Type 2 diabetes is traditionally considered to be a progressive disease. It works like this. As we all know, we must eat food for energy. Unfortunately, people with diabetes have a problem getting the energy from food into the muscles and organs that depend on that energy to work properly. In all people, with or without diabetes, the food we eat is digested and absorbed into the blood stream, causing the blood sugar level to rise. The cells of our body tissues, especially cells in muscles and organs, are designed to use that sugar for energy, and our cells have a specific way to let that sugar in. The cells of our bodies require INSULIN, a hormone made by the pancreas organ and secreted into the blood stream, to get the sugar from the blood stream through the cell surface membrane, to the inside of the cells where the sugar can be used for energy. In normal healthy people, the insulin hormone attaches to the surface of cells in a manner that is analogous to a key unlocking a door to let the sugar into the cell. In contrast, in people with type 2 diabetes, the cells do not recognize the insulin properly, and the sugar doesn’t get into the cells very efficiently, like a door with a blocked up keyhole. The sugar can’t get into the cells very efficiently, resulting in high blood sugar levels.

Why is the keyhole blocked up? In other words, why don’t the cells recognize the insulin? This is what we call INSULIN RESISTANCE, which results from a combination of unhealthy eating, excess body fat, lack of exercise, and genetic predisposition. For example, being overweight or obese leads to excess fat levels in the blood and in the muscles and organs, that “jams the keyholes” or causes the cell surfaces to recognize insulin less efficiently.

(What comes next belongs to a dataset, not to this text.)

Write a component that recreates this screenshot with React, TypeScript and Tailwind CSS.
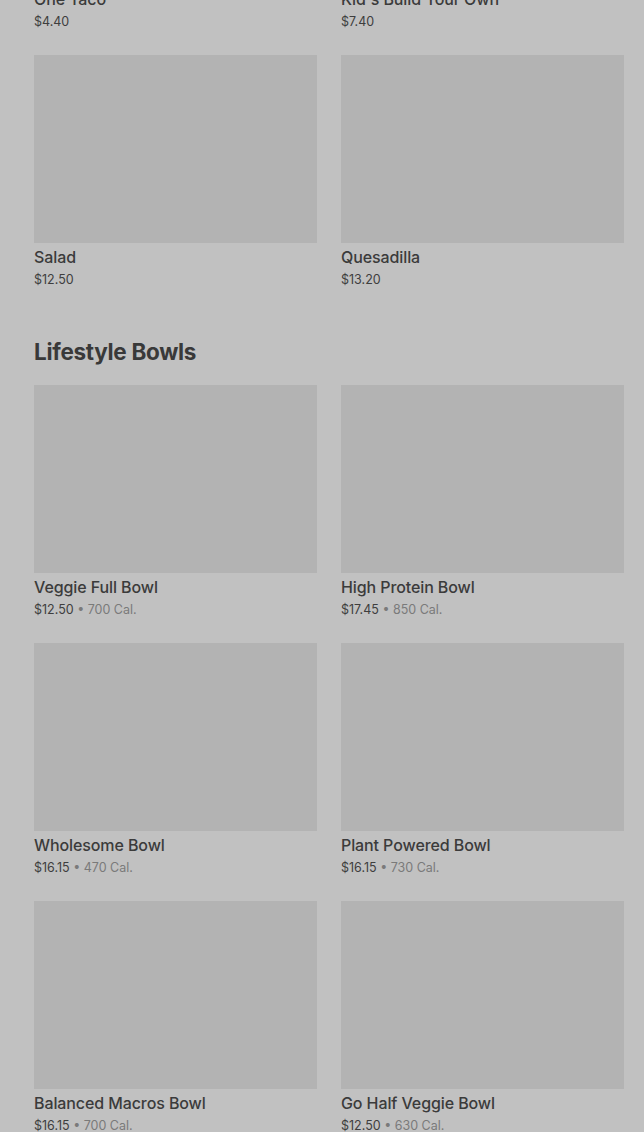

In the face of insulin resistance, the body makes MORE insulin hormone. The pancreas organ makes twice as much insulin as normal, in order to get the sugar from the blood into the cells. Many overweight people live their full lives with high insulin levels and do not develop type 2 diabetes. Others may seem healthy for 10 or 20 or even 50 years with increased insulin levels before developing diabetes. In fact, a person does not develop type 2 diabetes unless the pancreas becomes so overworked, that it cannot continue to do “double duty”, and can no longer make so much extra insulin. Only then does the blood sugar level start to rise abnormally, in which case we recognize this as PREDIABETES. Over time, as the insulin-producing cells of the pancreas continue to wear out, the blood sugar levels rise further and we recognize this as type 2 diabetes. Therefore it is the COMBINATION of insulin resistance PLUS the weakened ability to make excess insulin that leads to type 2 diabetes.

Why does the pancreas, or the insulin-producing cells of the pancreas, weaken in some people faster than in others? Scientists are working hard to learn more about this, but in fact we don’t have a good enough understanding for me to propose a satisfactory answer. The simplistic answer is that some people just have better luck than others. It is common to see individual differences in the way an organ or body part responds to overuse. For example, some people exposed to lots of noise eventually need hearing aids, others never do. Some joggers eventually get bad knees, others do not. Excess alcohol over many years sometimes causes severe liver disease, sometimes it doesn’t. These differences are often genetic, but may also depend on the presence or absence of other environmental factors that we often just don’t recognize.

DIABETES REVERSAL is about reversing the underlying insulin resistance and strengthening the insulin-producing cells of the pancreas, aiming to normalize the blood sugar levels without diabetes medication. In future postings I’ll explain more about this.